Improved COPD education for better patient outcomes
Posted on November 07, 2016 |
Debbie Bennett, RRT, BS is the supervisor of Pulmonary Rehabilitation at Barnes Jewish Hospital. A Magnet hospital with more than 1,300 beds, Barnes Jewish in St. Louis, MO is one of the largest hospitals in the United States. With 53,000 inpatient admissions annually, their respiratory therapists (RTs) are in high demand, serving both inpatient and outpatient populations.
As is the case with many with COPD, the patients seen by Bennett and her team are caught in the dyspnea spiral; shortness of breath leads to a decrease in activity, which leads to increased shortness of breath and a further decline in activity. “Many of our patients are so deconditioned,” Bennett says, “that by the time they start PR, they are limited in their activities of daily living.”
There are two ways PR can help these patients with moderate to very severe COPD. First, PR programs help to build endurance and strength through physical reconditioning. The second key component, Bennett says, is helping patients to better self-manage their COPD; in turn, this helps to reduce both index hospitalizations and readmissions.
Given the importance of patient education, in 2014, the Barnes-Jewish PR staff set a goal to improve the quality of their COPD patients’ educational experience. They asked themselves two important questions:
1. Are we currently doing the most we can with respect to patient education?
2. How can we better prepare our patients to manage their disease?
A new QI project was born. The team incorporated the principles of Lean Six Sigma, an organizational quality improvement methodology that is designed to achieve outcomes through the systematic review of processes and reduction of variability.
They determined that every COPD outpatient enrolled in their non-transplant PR program would be included in this pilot program.
Here’s what they did:
Revamped their educational approach. During what is known as a rapid improvement event (part of the Lean Six Sigma methodology, which encourages dramatic change in a short time frame), project leaders convened a multidisciplinary team (that included a member of the hospital’s patient experience team) to review the group’s existing approaches and educational materials. The group engaged in role play and process mapping to gain a better appreciation for areas for improvement and considered the evidence base for factors such as delivery of content (e.g., teach-back device training) and sequence of presentation.
This approach produced a standardized library of educational and assessment materials as well as set processes for engaging, educating and empowering patients. A set curriculum was created that could still deliver personalized content to each patient. For example, oxygen use is discussed with each COPD patient; however, if the patient is currently prescribed oxygen therapy, the educational content would be more extensive than for someone who is not. All patients receive information on the COPD PPRN, testing for Alpha-1 and opportunities to become a COPD advocate. The team also developed a welcome script to engage the new PR patient. They created “education stations,” where an RT can spend dedicated one-on-one time with a patient in order to better communicate and discuss content; educational materials and curriculum binders are housed nearby for quick provider and patient reference.

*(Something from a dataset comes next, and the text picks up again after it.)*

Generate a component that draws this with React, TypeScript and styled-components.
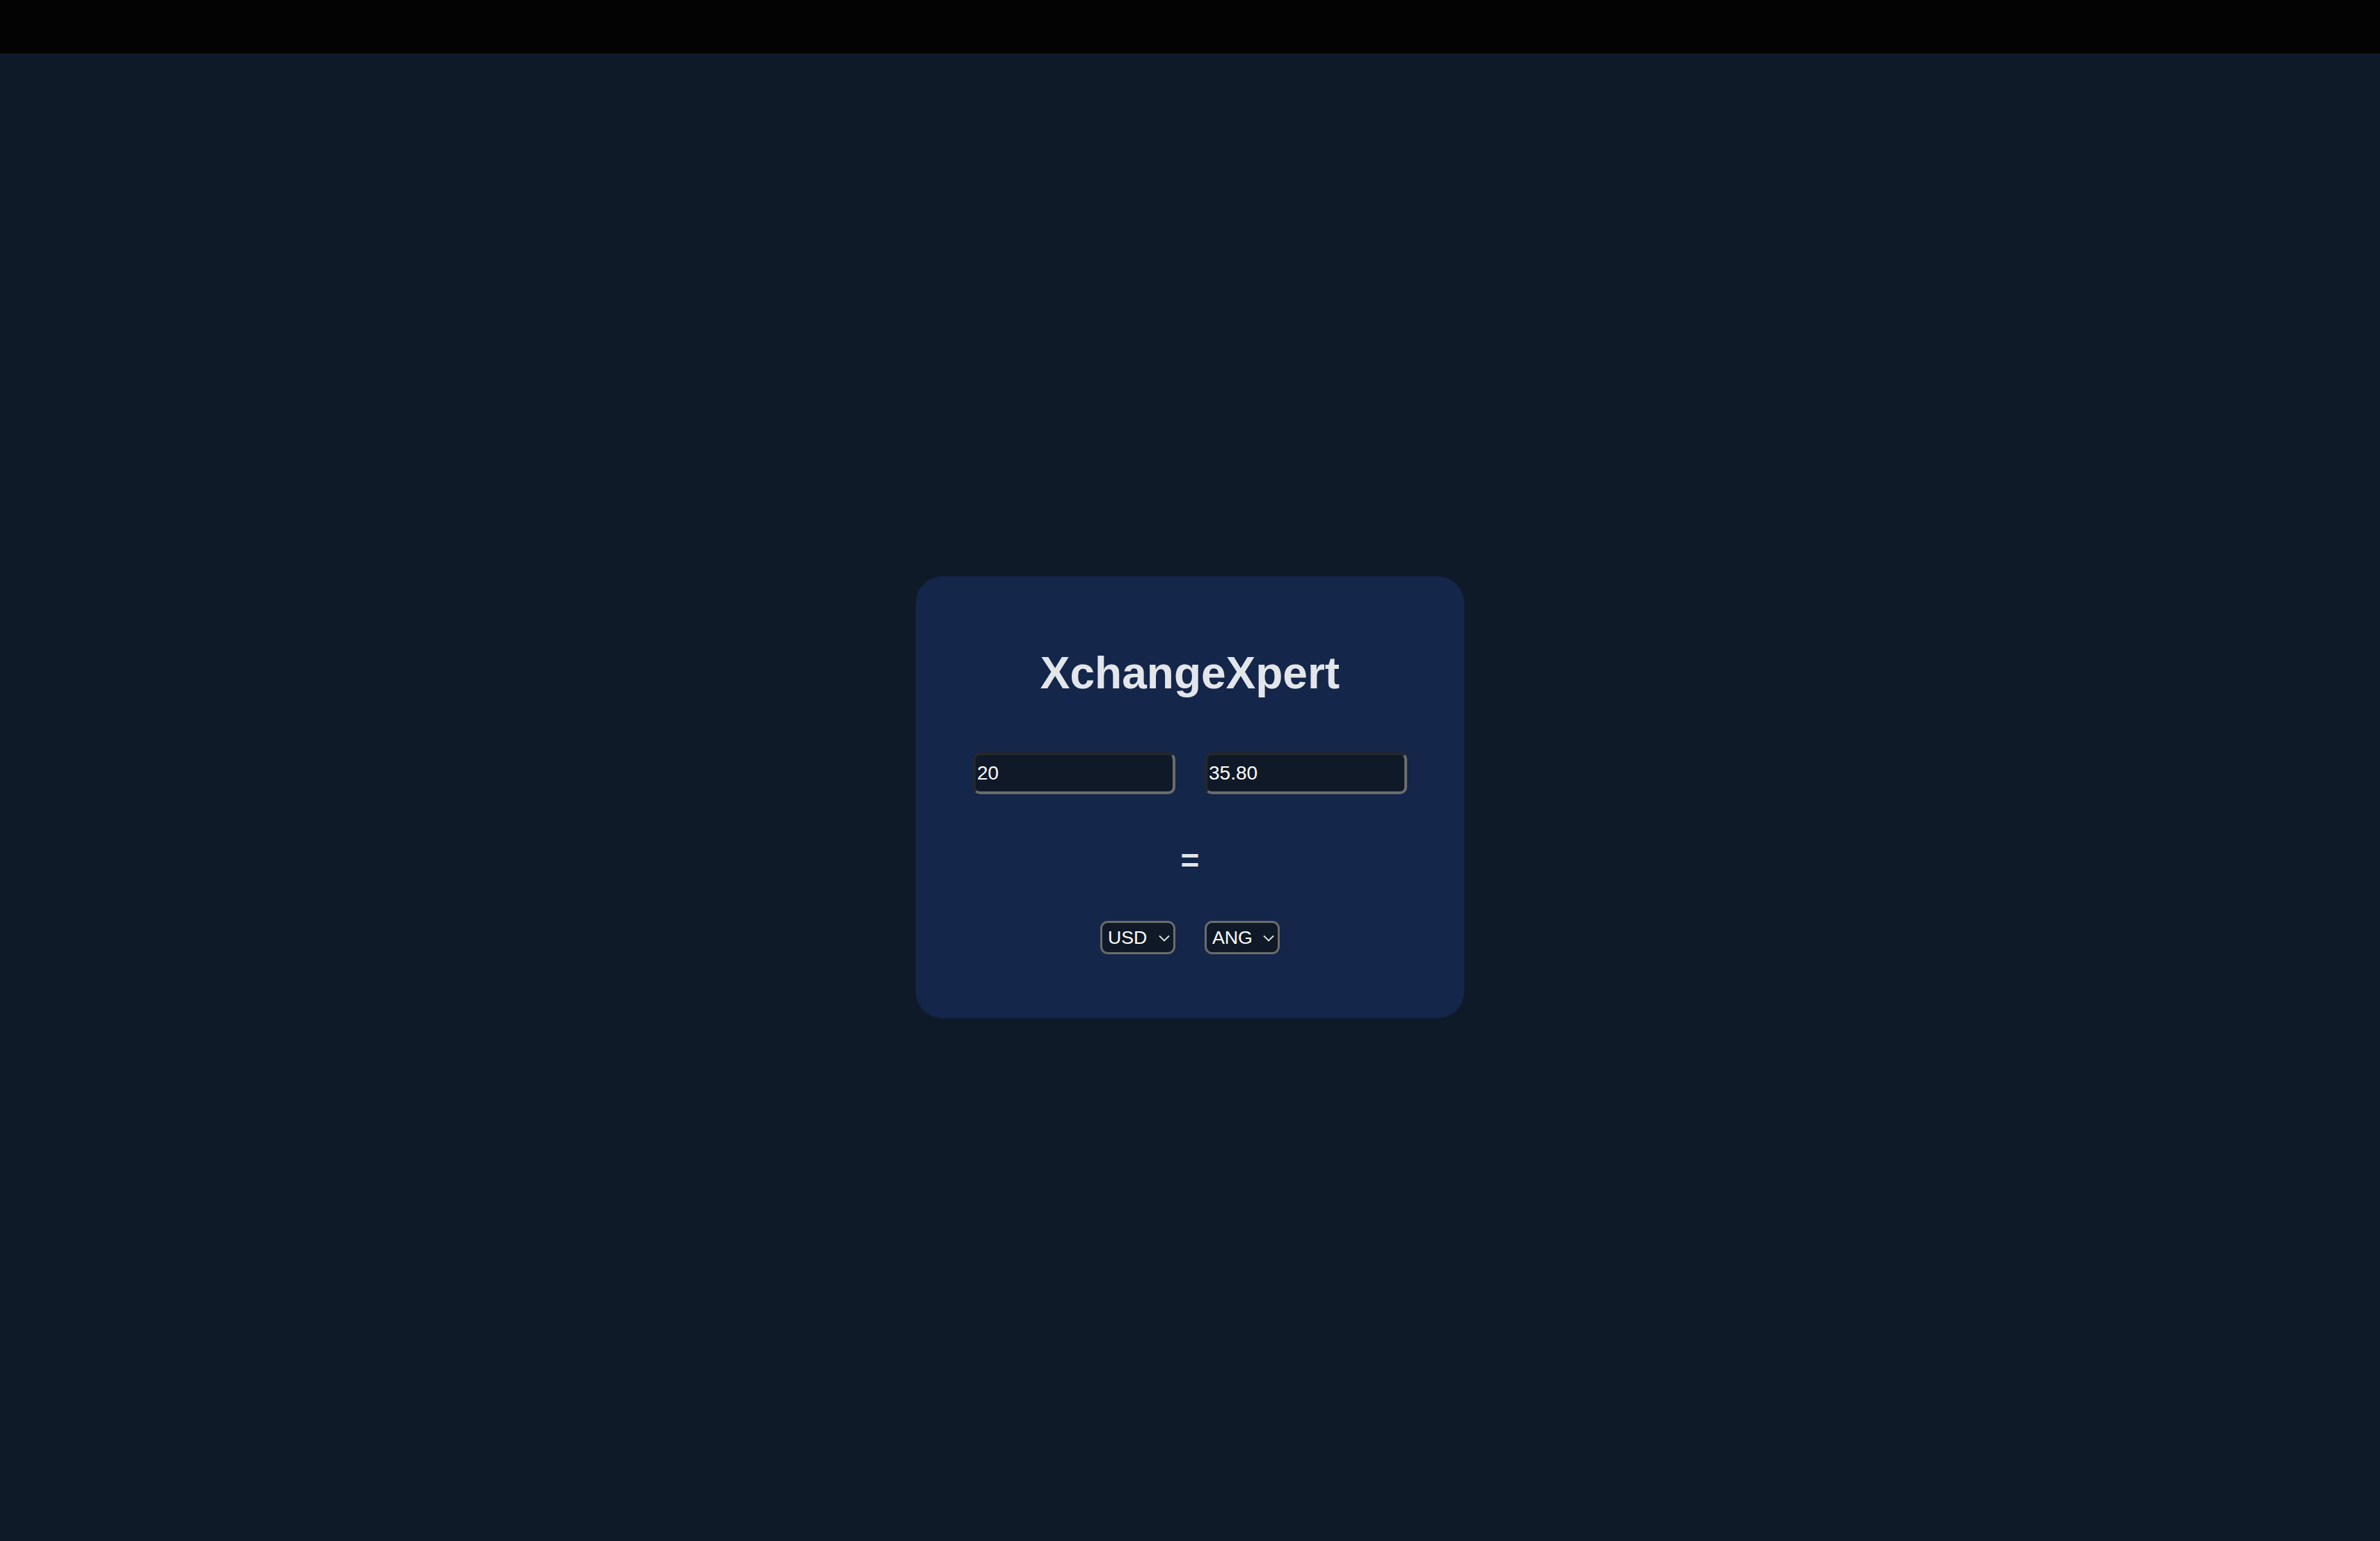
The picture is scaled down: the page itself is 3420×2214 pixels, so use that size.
import { useState } from "react";
import styled, { createGlobalStyle } from "styled-components";

const GlobalStyle = createGlobalStyle`
  html, body {
    margin: 0;
    padding: 0;
    background-color: #0f1a29;
    font-family: "Liberation Sans", Arial, sans-serif;
  }
`;

const Page = styled.div`
  display: flex;
  flex-direction: column;
  height: 100vh;
`;

const TopBar = styled.div`
  height: 77px;
  background-color: #030303;
  flex-shrink: 0;
`;

const Main = styled.main`
  flex: 1;
  display: flex;
  align-items: center;
  justify-content: center;
`;

const Card = styled.form`
  width: 788px;
  box-sizing: border-box;
  padding: 103px 0 92px;
  background-color: #142649;
  border-radius: 38px;
  display: flex;
  flex-direction: column;
  align-items: center;
`;

const Title = styled.h1`
  margin: 0 0 78px;
  font-size: 64px;
  line-height: 72px;
  font-weight: 700;
  color: #e2e6eb;
`;

const Row = styled.div`
  display: flex;
  gap: 42px;
  justify-content: center;
`;

const AmountInput = styled.input`
  box-sizing: border-box;
  width: 291px;
  height: 60px;
  padding: 0 2px;
  font-family: "Liberation Sans", Arial, sans-serif;
  font-size: 28px;
  color: #ffffff;
  background-color: #0f1928;
  border-style: solid;
  border-width: 4px;
  border-color: #272727 #6c6c6c #6c6c6c #272727;
  border-radius: 10px;
  outline: none;
`;

const Equals = styled.h2`
  margin: 67px 0 59px;
  font-size: 46px;
  line-height: 56px;
  font-weight: 700;
  color: #e2e6eb;
`;

const SelectWrap = styled.div`
  position: relative;
  width: 108px;
  height: 48px;
`;

const CurrencySelect = styled.select`
  appearance: none;
  box-sizing: border-box;
  width: 100%;
  height: 100%;
  padding: 0 0 0 8px;
  font-family: "Liberation Sans", Arial, sans-serif;
  font-size: 26.7px;
  color: #ffffff;
  background-color: #0f1928;
  border: 3px solid #6c6c6c;
  border-radius: 11px;
  outline: none;
`;

const Chevron = styled.svg`
  position: absolute;
  right: 8px;
  top: 20px;
  width: 16px;
  height: 10px;
  pointer-events: none;
`;

const currencies = ["USD", "ANG", "EUR", "GBP", "INR", "JPY"];

const Picker = ({
  value,
  onChange,
}: {
  value: string;
  onChange: (v: string) => void;
}) => (
  <SelectWrap>
    <CurrencySelect value={value} onChange={(e) => onChange(e.target.value)}>
      {currencies.map((c) => (
        <option key={c} value={c}>
          {c}
        </option>
      ))}
    </CurrencySelect>
    <Chevron viewBox="0 0 16 10">
      <path
        d="M1 1.5 L8 8.5 L15 1.5"
        fill="none"
        stroke="#e6e6e6"
        strokeWidth="1.8"
      />
    </Chevron>
  </SelectWrap>
);

const App = () => {
  const [amount, setAmount] = useState("20");
  const [from, setFrom] = useState("USD");
  const [to, setTo] = useState("ANG");
  // 1 USD = 1.79 ANG
  const result = (Number(amount) * 1.79).toFixed(2);

  return (
    <Page>
      <GlobalStyle />
      <TopBar />
      <Main>
        <Card onSubmit={(e) => e.preventDefault()}>
          <Title>XchangeXpert</Title>
          <Row>
            <AmountInput
              type="text"
              value={amount}
              onChange={(e) => setAmount(e.target.value)}
            />
            <AmountInput type="text" value={result} readOnly />
          </Row>
          <Equals>=</Equals>
          <Row>
            <Picker value={from} onChange={setFrom} />
            <Picker value={to} onChange={setTo} />
          </Row>
        </Card>
      </Main>
    </Page>
  );
};

export default App;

Signage alerting staff and other patients to “sessions in progress” were also created to minimize interruptions.
Processes were defined and modified. For example, the group mapped the timing of their current educational sessions and identified that information was only being delivered at two main points in the patient’s PR experience. Given the importance of reinforcement of information, this was less than optimal; the group adapted this approach to deliver education over the course four sessions.
Trained and Supported Staff. Each RT needed to be able to deliver the educational package and learning aids 1) appropriate to the patient and 2) in a consistent manner. Project leads met with staff as a group over three sessions to review materials and processes. They employed role plays as part of the learning process and shadowed clinicians to help them when they needed real-time support in implementing the new approaches.
Implemented Quality Measurement. Prior to the initiation of this new program, the PR team was not measuring patient understanding of key disease-related information. To address this gap, the team devised a questionnaire; patients enrolled in the program completed the questionnaire at baseline and then at the conclusion of their PR participation. The Barnes-Jewish team set targets for their work: they aimed for 100 percent of their patients to demonstrate basic disease management skills at program discharged (reflected by a questionnaire score of 90 percent or higher).
Results: The program has realized its intended outcomes. After implementing this new educational approach, the team reported 100 percent achievement in disease management skills in six of the next seven PR cohorts. Staff feedback has also been very positive. They report feeling more confident in their patient education and finding a new appreciation for the intricacies of process improvement. “Much of the success of this process improvement is the result of encouraging each member’s participation and our ability to build consensus around the objectives. Our patients and therapist are all reaping the benefits of our educational enhancement.”